The Consultant Who Stayed Invisible: A Visibility Sabotage Story
Composite narrative. Names are fictional.
Priya was one of the most capable people in her professional community. Her peers knew it. Her clients knew it. The invitations to speak, collaborate, and contribute to higher-profile platforms arrived regularly.
She had accepted three of them in four years.
This was not because she didn’t want to be known. She did — intellectually, she genuinely wanted the audience her work deserved. The desire was real. And when an invitation arrived, something else was also real: a quality of resistance that no amount of desire could fully override.
The resistance had a narrative: she wasn’t ready yet, the positioning wasn’t quite clear, the work needed to mature more before the platform was right. There was always something — and the something was always specific enough to sound like legitimate judgment and general enough to apply indefinitely.
The clarity came slowly, in a conversation with a colleague who had known Priya for a decade and could reflect back the pattern across time.
“Do you remember,” the colleague asked, “what happened the one time you said yes to the big visibility thing? In 2021?”

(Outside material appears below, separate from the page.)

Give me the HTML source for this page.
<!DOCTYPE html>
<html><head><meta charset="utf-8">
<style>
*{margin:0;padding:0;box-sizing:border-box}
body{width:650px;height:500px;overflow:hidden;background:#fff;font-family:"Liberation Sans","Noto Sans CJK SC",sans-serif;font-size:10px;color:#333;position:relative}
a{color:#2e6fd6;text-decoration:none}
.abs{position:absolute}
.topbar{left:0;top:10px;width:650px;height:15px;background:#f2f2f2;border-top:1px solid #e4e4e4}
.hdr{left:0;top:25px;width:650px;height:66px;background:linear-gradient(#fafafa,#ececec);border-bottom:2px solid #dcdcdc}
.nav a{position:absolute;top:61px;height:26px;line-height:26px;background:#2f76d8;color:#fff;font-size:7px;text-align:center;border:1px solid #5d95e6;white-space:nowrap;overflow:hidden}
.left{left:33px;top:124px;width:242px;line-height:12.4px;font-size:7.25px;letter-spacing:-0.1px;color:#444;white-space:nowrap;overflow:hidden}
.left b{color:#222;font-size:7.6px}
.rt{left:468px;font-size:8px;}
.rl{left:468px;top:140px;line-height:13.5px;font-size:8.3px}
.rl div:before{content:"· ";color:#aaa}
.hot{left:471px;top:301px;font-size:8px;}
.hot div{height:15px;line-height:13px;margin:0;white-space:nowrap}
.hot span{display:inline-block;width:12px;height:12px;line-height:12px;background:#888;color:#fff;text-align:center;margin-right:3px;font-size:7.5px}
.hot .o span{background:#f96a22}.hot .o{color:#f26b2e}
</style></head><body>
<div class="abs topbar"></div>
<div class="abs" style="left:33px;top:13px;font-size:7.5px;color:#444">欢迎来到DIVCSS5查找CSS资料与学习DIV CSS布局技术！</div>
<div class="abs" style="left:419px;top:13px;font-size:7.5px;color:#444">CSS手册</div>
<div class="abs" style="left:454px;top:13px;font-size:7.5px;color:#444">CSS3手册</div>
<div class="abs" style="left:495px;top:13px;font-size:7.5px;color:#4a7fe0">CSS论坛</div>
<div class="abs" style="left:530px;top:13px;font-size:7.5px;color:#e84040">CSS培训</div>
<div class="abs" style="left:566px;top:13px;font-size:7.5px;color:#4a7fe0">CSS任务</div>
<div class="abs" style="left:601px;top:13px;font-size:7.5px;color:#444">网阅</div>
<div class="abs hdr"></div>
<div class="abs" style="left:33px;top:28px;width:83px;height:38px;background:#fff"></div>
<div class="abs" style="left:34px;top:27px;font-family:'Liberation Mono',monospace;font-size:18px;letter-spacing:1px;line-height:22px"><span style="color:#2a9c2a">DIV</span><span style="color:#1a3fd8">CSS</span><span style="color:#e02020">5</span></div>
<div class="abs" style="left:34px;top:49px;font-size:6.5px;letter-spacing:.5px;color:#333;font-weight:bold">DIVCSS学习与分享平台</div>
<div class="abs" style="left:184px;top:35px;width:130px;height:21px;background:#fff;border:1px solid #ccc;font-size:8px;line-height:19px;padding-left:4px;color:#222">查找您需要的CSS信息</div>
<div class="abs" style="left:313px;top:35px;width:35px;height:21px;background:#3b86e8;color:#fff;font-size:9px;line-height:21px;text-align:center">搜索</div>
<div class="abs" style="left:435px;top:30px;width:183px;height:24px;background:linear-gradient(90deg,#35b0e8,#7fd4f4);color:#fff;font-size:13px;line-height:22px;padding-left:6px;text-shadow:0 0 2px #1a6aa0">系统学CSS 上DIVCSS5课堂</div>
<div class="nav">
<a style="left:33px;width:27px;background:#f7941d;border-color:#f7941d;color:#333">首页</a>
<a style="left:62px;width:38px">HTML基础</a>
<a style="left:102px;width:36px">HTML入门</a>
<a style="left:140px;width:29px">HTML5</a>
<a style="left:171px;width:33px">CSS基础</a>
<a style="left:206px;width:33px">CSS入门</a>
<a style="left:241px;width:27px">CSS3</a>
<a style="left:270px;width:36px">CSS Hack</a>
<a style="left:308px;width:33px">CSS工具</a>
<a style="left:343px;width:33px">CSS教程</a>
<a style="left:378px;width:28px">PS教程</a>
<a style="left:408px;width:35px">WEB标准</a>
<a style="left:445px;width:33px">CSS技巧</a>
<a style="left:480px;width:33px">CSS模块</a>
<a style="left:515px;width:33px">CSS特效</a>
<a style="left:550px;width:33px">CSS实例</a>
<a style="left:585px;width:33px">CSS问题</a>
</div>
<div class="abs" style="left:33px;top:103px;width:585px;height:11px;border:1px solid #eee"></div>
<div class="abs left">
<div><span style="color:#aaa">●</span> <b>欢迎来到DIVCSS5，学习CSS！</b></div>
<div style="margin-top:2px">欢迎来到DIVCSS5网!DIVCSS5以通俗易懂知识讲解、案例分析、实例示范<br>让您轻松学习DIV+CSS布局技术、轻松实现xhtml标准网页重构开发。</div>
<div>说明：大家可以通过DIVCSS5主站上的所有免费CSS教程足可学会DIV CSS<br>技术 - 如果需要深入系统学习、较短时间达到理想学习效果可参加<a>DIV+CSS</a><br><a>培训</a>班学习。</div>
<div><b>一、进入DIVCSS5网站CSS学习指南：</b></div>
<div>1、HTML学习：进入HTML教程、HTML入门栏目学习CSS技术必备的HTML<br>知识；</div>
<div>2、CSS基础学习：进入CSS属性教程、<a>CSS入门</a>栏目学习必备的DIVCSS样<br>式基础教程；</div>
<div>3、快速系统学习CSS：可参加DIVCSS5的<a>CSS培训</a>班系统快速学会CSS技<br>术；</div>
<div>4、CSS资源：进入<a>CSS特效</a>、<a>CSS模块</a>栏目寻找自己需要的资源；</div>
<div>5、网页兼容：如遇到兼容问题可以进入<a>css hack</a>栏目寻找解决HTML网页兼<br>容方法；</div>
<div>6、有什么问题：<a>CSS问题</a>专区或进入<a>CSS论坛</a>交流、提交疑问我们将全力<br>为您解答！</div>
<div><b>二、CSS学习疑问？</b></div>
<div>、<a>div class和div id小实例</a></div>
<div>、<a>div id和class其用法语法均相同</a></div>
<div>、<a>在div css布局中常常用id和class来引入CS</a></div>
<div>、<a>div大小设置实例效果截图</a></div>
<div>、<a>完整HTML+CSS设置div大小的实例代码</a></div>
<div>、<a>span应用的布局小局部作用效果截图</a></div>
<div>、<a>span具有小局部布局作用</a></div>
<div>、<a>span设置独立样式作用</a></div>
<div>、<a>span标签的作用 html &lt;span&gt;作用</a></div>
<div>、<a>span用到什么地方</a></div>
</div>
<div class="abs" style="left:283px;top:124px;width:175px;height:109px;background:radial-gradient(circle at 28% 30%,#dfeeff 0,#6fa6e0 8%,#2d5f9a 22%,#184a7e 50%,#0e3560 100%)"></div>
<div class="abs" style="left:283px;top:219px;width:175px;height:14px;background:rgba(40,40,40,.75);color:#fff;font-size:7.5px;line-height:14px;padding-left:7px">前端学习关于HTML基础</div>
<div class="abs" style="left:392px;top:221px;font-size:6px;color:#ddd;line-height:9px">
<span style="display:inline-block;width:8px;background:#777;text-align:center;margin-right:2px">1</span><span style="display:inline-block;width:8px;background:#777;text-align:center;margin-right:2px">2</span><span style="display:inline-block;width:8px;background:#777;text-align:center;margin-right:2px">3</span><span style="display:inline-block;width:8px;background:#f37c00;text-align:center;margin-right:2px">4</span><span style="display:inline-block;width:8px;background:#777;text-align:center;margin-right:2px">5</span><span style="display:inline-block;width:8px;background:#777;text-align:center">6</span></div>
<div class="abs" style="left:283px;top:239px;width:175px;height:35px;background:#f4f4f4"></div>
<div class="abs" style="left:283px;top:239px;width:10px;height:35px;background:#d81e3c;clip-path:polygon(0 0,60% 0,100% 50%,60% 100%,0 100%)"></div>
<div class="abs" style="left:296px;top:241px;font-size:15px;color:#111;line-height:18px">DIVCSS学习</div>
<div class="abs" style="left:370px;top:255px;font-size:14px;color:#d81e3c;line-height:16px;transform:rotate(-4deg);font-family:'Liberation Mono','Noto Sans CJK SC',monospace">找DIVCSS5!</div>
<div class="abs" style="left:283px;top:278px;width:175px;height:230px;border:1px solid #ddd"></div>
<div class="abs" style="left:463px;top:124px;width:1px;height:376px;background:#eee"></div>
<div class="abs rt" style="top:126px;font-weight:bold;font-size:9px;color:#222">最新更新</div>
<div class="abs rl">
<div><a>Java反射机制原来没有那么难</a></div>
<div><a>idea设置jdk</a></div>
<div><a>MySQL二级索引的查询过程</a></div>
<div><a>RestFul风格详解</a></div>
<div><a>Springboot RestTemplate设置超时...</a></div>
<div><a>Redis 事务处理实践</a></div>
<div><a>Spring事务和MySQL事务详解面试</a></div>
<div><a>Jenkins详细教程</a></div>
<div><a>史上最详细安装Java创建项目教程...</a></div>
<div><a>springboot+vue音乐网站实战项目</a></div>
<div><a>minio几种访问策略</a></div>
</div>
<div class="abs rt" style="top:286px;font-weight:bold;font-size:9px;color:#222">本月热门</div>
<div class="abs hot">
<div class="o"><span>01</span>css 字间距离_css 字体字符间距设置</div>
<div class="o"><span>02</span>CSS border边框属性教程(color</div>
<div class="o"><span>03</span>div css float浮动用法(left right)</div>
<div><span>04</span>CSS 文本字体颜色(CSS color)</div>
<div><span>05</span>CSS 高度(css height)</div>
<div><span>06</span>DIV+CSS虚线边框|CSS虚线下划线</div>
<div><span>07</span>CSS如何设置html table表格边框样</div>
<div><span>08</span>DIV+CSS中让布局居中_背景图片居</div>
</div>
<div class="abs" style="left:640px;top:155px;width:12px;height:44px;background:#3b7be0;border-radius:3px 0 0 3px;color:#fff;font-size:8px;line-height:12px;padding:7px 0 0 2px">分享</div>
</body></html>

Priya remembered. She had accepted an invitation to be profiled in a respected industry publication. The profile had run. It had been accurate and thoughtful and kind. And for three weeks after publication, she had felt exposed in a way that was almost physically painful — a surveillance sensation, a sense of being seen from all directions simultaneously that she had no good language for.

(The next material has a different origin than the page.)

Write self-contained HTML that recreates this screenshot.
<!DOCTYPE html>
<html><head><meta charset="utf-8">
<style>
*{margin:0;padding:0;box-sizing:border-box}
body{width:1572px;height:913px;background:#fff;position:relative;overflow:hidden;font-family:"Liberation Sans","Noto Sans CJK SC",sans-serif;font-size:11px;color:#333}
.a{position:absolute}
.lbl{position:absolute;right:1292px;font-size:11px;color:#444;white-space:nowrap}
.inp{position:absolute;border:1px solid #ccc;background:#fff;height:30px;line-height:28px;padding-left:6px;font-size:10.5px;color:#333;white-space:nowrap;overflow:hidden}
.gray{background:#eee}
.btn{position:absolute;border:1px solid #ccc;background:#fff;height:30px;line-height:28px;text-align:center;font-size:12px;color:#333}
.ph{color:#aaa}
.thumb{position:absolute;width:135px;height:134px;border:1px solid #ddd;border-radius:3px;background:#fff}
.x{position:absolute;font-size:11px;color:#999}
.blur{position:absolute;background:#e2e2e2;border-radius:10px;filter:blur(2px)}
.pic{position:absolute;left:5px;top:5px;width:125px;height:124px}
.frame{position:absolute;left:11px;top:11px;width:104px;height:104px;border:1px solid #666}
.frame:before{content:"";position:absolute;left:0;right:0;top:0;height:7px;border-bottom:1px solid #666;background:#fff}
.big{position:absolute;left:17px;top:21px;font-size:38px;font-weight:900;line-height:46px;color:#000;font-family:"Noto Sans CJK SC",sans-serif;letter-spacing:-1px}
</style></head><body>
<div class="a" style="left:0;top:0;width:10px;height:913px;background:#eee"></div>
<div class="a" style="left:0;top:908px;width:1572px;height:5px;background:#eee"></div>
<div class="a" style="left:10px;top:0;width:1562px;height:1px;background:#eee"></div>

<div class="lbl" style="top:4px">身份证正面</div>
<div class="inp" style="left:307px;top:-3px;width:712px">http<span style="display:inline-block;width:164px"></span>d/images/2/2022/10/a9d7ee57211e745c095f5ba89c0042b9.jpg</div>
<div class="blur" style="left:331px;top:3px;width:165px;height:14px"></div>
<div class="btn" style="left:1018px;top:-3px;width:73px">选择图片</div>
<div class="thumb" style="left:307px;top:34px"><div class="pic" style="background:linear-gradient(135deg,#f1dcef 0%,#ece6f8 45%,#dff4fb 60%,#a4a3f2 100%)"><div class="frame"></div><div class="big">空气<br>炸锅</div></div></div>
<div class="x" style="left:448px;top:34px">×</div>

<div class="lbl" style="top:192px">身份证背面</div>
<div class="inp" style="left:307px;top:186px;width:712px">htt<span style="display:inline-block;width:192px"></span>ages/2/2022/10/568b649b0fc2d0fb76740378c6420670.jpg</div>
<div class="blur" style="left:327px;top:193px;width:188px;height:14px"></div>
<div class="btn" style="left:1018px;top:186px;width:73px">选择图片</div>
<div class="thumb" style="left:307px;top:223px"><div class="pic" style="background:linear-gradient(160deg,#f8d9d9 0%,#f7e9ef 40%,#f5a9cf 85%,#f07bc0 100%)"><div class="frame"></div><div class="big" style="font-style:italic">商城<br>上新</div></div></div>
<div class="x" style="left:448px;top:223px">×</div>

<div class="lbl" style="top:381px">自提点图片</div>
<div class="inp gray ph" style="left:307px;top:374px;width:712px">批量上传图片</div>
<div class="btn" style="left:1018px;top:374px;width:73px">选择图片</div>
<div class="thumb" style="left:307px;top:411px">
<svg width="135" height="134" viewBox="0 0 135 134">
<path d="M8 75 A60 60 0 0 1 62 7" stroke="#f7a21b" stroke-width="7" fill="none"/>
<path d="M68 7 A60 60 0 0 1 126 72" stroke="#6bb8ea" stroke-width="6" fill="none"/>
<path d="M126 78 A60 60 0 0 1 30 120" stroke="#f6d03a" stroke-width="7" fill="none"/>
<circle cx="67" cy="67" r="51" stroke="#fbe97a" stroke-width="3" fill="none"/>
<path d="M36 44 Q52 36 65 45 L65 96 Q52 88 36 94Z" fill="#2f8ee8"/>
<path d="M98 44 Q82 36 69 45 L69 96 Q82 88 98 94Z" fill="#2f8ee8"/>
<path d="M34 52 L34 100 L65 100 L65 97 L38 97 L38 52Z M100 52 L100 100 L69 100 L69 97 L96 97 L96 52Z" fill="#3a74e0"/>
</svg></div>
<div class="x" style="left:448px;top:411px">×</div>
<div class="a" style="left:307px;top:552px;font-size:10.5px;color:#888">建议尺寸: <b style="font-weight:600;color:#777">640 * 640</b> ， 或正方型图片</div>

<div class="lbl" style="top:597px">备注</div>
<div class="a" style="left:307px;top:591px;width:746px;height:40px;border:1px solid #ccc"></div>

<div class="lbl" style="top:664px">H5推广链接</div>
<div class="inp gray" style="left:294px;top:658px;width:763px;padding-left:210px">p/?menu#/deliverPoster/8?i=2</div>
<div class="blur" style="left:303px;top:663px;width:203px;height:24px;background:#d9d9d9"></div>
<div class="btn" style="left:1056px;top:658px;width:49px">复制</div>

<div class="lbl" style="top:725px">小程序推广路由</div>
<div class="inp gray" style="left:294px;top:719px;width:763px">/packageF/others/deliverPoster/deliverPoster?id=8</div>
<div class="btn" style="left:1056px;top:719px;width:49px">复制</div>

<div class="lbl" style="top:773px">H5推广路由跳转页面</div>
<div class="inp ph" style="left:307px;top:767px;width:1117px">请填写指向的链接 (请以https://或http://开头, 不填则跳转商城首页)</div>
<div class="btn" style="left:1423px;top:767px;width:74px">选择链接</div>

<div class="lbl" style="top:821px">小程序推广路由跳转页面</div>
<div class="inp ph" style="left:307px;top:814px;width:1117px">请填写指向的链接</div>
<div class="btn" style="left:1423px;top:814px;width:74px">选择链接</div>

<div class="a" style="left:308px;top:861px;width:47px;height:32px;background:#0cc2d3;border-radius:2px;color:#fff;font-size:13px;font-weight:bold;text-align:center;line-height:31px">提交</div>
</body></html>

“I white-knuckled through it,” she said. “And then I kind of went quiet for six months.”
Her colleague nodded. “And the offers that came from the profile?”
Priya had responded slowly to most of them and declined several. At the time, she had attributed this to discernment — not all opportunities were right. Looking back at it now, with her colleague’s pattern-reflecting, she could see something else: she had gotten more visible than her nervous system knew how to hold, and had retreated until the visibility returned to its familiar level.
For Priya, the visibility pattern had roots that went back further than the business.
As a child, she had learned that being too visible — too smart, too opinionated, too present — produced costs. The costs were specific to her family and cultural context: women who claimed too much space were perceived in particular ways. Being visible had required managing a complex set of social permissions that made full visibility feel perpetually unsafe.
The pattern was not that she feared failure. She was not particularly afraid of a negative response. The pattern was that she feared full visibility — being genuinely, unselectably known — in a way that went deeper than strategic concern.
When she brought that understanding to her own experience of the invitations, something shifted. The resistance stopped feeling like discernment and started feeling like a familiar hand on her shoulder, saying: not this much.
The work that followed was not primarily strategic. Priya’s visibility strategy was already clear — she knew exactly what she would do if the pattern weren’t active. The work was somatic and relational.
She began a small visibility practice: one piece of content per week that expressed her actual perspective — not shared, not amplified, but her own point of view. The practice was small enough to do consistently and large enough to produce a manageable version of the exposure sensation.
She tracked the sensation. The constriction when she published. The loosening when the response came in and the feared consequence didn’t materialize. Over weeks, the constriction began to diminish. Not eliminated — reduced.
She also began, carefully, to examine the relational context she had been managing. The specific communities and relationships she had been keeping her visibility calibrated for. She didn’t eliminate those relationships. She began to distinguish between what those relationships actually required of her now versus what she had been predicting they required.
Two years later, Priya’s content output is consistent. She has accepted three high-profile speaking invitations in the past year. The surveillance sensation still appears sometimes — but it is lighter, and she no longer retreats from it.
She is not the version of herself who feels fully at ease with high visibility. She is the version who can move with the discomfort rather than away from it.
Visibility sabotage is often the most isolating pattern because it prevents the very connections that would help address it. The person who would benefit most from being more known is the person whose pattern makes knowing them harder.
The entry point is always small. One piece of content. One accepted invitation. One experience of visibility that doesn’t produce the feared consequence.